Last season's team routinely used the fourth quarter as a celebration stanza, entering the period with an average lead of 29.8 points. Discounting games against patsies Florida A&M; and Connecticut, this season's group has relied on the fourth quarter for put-away production, entering the period with an average lead of only 8.3 points.
And perhaps most disconcerting to Miami fans, this season's vaunted defensive line is allowing a staggering 172.1 rushing yards a game. Florida State's Greg Jones ripped the 'Canes for 189 yards. West Virginia's Avon Cobourne popped them for 175. And the two teams combined for 659 rushing yards against a defensive line that most believe will send five players to the NFL in the upcoming draft.
"All that matters is the result," Miami defensive end Jerome McDougle said when asked about the run-stopping issue. "We've taken everybody's best shot, and we're still standing. Have we lost yet? Am I missing something?"
Yep, last year's attitude. With players like Reed and tight end Jeremy Shockey and offensive tackle Joaquin Gonzalez around, it wasn't sufficient to play well enough and win; you had to play really well and win big. Last season, the 'Canes played with a chip on their shoulders. They felt cheated by the BCS system that allowed a Florida State team that they beat in 2000 to go to the Orange Bowl in their stead. And they buried everyone in their path to prove a point.
This year's team seems to have an entitlement mentality. When the 'Canes slept through three quarters against Rutgers and consequently lost their top spot in the AP poll to Oklahoma and their No.2 slot in the BCS standings to Ohio State, a handful of Miami players started whining about respect.
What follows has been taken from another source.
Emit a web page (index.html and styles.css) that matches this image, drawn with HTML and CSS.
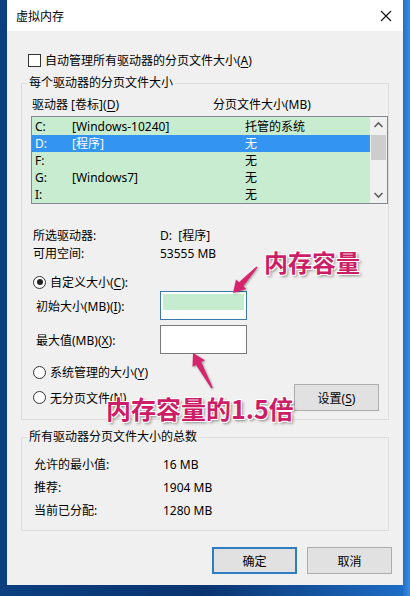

They can earn back some of that respect, and probably the AP's top slot, by burying the Vols (5-3) today.
As for Miami's third-place position in the BCS, which will determine the two teams for this season's national championship game (Fiesta Bowl), Coker is trying to use Miami's current outside-looking-in predicament as motivation for his somewhat listless team. But most Miami players are aware that their remaining schedule is so much stronger than Ohio State's that the Buckeyes have no chance of holding the second slot in the BCS if Miami remains undefeated, even if the 'Canes do so in relatively forgettable fashion.
Perhaps the greatest challenge to that run comes today in Knoxville, where the Vols have little to lose after a disheartening season in which they were expected to contend for a national title. Though Tennessee has lost a huge chunk of its nucleus to injury, the team is still loaded with young talent certain that stardom is just an upset-carrying performance away. And blue-chip sophomore tailback Cedric Houston and an underachieving but gifted offensive line could test Miami's run-defense weakness.
But realistically, this game is Miami's to lose. An inspired Miami team is far and away the nation's best. With apologies to Oklahoma and Ohio State, there's more talent and more creative plays at most singles bars. For Miami, finding that inspiration is the key. Apathy is a great equalizer. And if the current 'Canes don't develop a touch of last season's bloodlust, an upset could be in the offing.